In order to identify a tax expenditure, a baseline is needed against which a tax reducing measure can be recognised as either part of the 'normal' tax structure or as a tax expenditure. The section 110 regime is not viewed as a tax expenditure and has not been included as same in reports that my Department have published relating to tax expenditures alongside the last two Budgets.  As the section 110 regime is not viewed as a tax expenditure no ex-post or ex-ante evaluations have been required or carried out in respect of the regime.

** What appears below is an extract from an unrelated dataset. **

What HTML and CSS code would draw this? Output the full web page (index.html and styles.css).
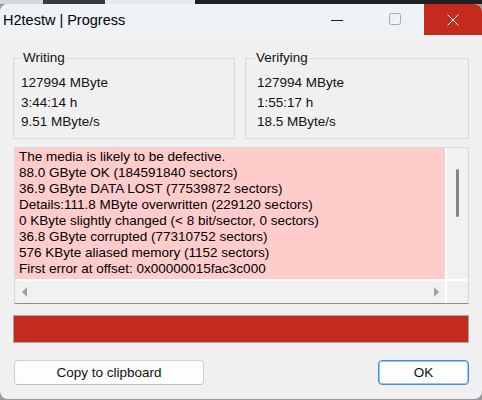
FILE: index.html
```html
<!DOCTYPE html>
<html>
<head>
<meta charset="utf-8">
<title>H2testw | Progress</title>
<link rel="stylesheet" href="styles.css">
</head>
<body>
<div class="strip"><span class="s1"></span><span class="s2"></span><span class="s3"></span><span class="s4"></span></div>
<div class="window">
  <div class="titlebar">
    <div class="title">H2testw | Progress</div>
    <div class="caption">
      <div class="cbtn"><svg width="12" height="12" viewBox="0 0 12 12"><line x1="0" y1="6.5" x2="12" y2="6.5" stroke="#1b1b1b" stroke-width="1"/></svg></div>
      <div class="cbtn"><svg width="13" height="13" viewBox="0 0 13 13"><rect x="0.5" y="0.5" width="11" height="11" rx="2" fill="none" stroke="#a8a8a8" stroke-width="1"/></svg></div>
      <div class="cbtn close"><svg width="12" height="12" viewBox="0 0 12 12"><path d="M0.5 0.5 L11.5 11.5 M11.5 0.5 L0.5 11.5" stroke="#ffffff" stroke-width="1" fill="none"/></svg></div>
    </div>
  </div>
  <div class="content">
    <div class="groups">
      <div class="group g-write">
        <span class="glabel">Writing</span>
        <div class="gline">127994 MByte</div>
        <div class="gline">3:44:14 h</div>
        <div class="gline">9.51 MByte/s</div>
      </div>
      <div class="group g-verify">
        <span class="glabel">Verifying</span>
        <div class="gline">127994 MByte</div>
        <div class="gline">1:55:17 h</div>
        <div class="gline">18.5 MByte/s</div>
      </div>
    </div>
    <div class="memo">
      <div class="memo-text">
        <div>The media is likely to be defective.</div>
        <div>88.0 GByte OK (184591840 sectors)</div>
        <div>36.9 GByte DATA LOST (77539872 sectors)</div>
        <div>Details:111.8 MByte overwritten (229120 sectors)</div>
        <div>0 KByte slightly changed (&lt; 8 bit/sector, 0 sectors)</div>
        <div>36.8 GByte corrupted (77310752 sectors)</div>
        <div>576 KByte aliased memory (1152 sectors)</div>
        <div>First error at offset: 0x00000015fac3c000</div>
      </div>
      <div class="vscroll"><div class="thumb"></div></div>
      <div class="hscroll"><span class="arrow-left"></span><span class="arrow-right"></span></div>
      <div class="corner"></div>
    </div>
    <div class="progress"><div class="fill" style="width:100%"></div></div>
    <div class="buttons">
      <button class="btn copy">Copy to clipboard</button>
      <button class="btn ok">OK</button>
    </div>
  </div>
</div>
</body>
</html>
```

FILE: styles.css
```css
html, body {
  margin: 0;
  padding: 0;
}
body {
  width: 482px;
  height: 400px;
  overflow: hidden;
  background: #9a9a9a;
  font-family: "Liberation Sans", Arial, sans-serif;
  color: #111;
}
.strip {
  display: flex;
  height: 4px;
}
.strip span { display: block; height: 4px; }
.s1 { width: 43px; background: #d8d8d8; }
.s2 { width: 62px; background: #3a3a3a; }
.s3 { width: 90px; background: #e9e9e9; }
.s4 { flex: 1; background: #202020; }

.window {
  height: 395px;
  background: #f0f0f0;
  border-radius: 8px;
  overflow: hidden;
  display: flex;
  flex-direction: column;
}
.titlebar {
  height: 31px;
  flex: none;
  background: #eef3f8;
  display: flex;
}
.title {
  flex: 1;
  align-self: center;
  padding-left: 3px;
  font-size: 14.5px;
  line-height: 18px;
  color: #000;
}
.caption { display: flex; }
.cbtn {
  width: 58px;
  display: flex;
  align-items: center;
  justify-content: center;
}
.cbtn svg { display: block; }
.close { background: #c42b1c; }

.content {
  padding: 23px 13px 0 13px;
}
.groups {
  display: grid;
  grid-template-columns: 222px 224px;
  column-gap: 10px;
}
.group {
  position: relative;
  box-sizing: border-box;
  height: 81px;
  border: 1px solid #d9d9d9;
  padding-top: 14px;
  font-size: 13.5px;
}
.g-write { padding-left: 7px; }
.g-verify { padding-left: 11px; }
.glabel {
  position: absolute;
  top: -9px;
  left: 7px;
  padding: 0 2px;
  background: #f0f0f0;
  line-height: 16px;
}
.g-verify .glabel { left: 8px; }
.gline {
  line-height: 19.5px;
  white-space: nowrap;
}

.memo {
  margin-top: 8px;
  margin-left: 1px;
  width: 455px;
  box-sizing: border-box;
  border: 1px solid #d9d9d9;
  border-bottom-color: #8c8c8c;
  background: #ffffff;
  display: grid;
  grid-template-columns: 430px 23px;
  grid-template-rows: 131px 24px;
}
.memo-text {
  background: #ffcccc;
  overflow: hidden;
  white-space: nowrap;
  padding: 1px 0 0 4px;
  font-size: 13.5px;
  line-height: 16px;
  color: #000;
}
.vscroll {
  border-left: 2px solid #ffffff;
  background: #f1f1f1;
  padding: 21px 0 0 9px;
}
.thumb {
  width: 3px;
  height: 48px;
  border-radius: 2px;
  background: #868686;
}
.hscroll {
  border-top: 2px solid #ffffff;
  background: #f1f1f1;
  display: flex;
  align-items: center;
  justify-content: space-between;
  padding: 0 6px 0 7px;
}
.arrow-left {
  width: 0;
  height: 0;
  border-top: 5px solid transparent;
  border-bottom: 5px solid transparent;
  border-right: 5px solid #a3a3a3;
}
.arrow-right {
  width: 0;
  height: 0;
  border-top: 5px solid transparent;
  border-bottom: 5px solid transparent;
  border-left: 5px solid #a3a3a3;
}
.corner {
  background: #f1f1f1;
  border-left: 2px solid #ffffff;
  border-top: 2px solid #ffffff;
}

.progress {
  margin-top: 11px;
  height: 28px;
  box-sizing: border-box;
  border: 1px solid #a6a6a6;
  background: #e6e6e6;
}
.fill {
  height: 100%;
  background: #c22b1e;
}

.buttons {
  margin-top: 17px;
  display: flex;
  justify-content: space-between;
}
.btn {
  height: 25px;
  box-sizing: border-box;
  background: #fdfdfd;
  border: 1px solid #d0d0d0;
  border-bottom-color: #bdbdbd;
  border-radius: 4px;
  font-family: "Liberation Sans", Arial, sans-serif;
  font-size: 13.5px;
  color: #111;
  padding: 0;
}
.copy {
  margin-left: 1px;
  width: 190px;
}
.ok {
  width: 91px;
  border: 1px solid #3f8fdd;
  box-shadow: inset 0 0 0 1px #9cc6ee;
}
```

The rationale for not deeming section 110 a tax expenditure is due to the fact that is part of our normal tax structure. It is the legal framework for Ireland's securitisation industry which is a key feature of tax regimes internationally. Section 110 sets out a regime for the taxation of special purpose companies set up to securitise assets.  The tax provisions are intended to ring-fence the use of section 110 companies for bona-fide securitisation purposes and structured finance purposes.

The features of the regime are that:

- The company must be tax resident in Ireland and carry on the business of holding or managing "qualifying assets";

- "Qualifying assets" for Section 110 purposes includes a broad range of financial and other assets including shares, bonds, derivatives, loans, deposits, commodities, plant and machinery and invoices and other types of receivable;

- The value of "qualifying assets" must be at least €10 Million at the time they are acquired by the Section 110 company;

- Apart from the holding or managing of the "qualifying assets" the company cannot carry on any other activities.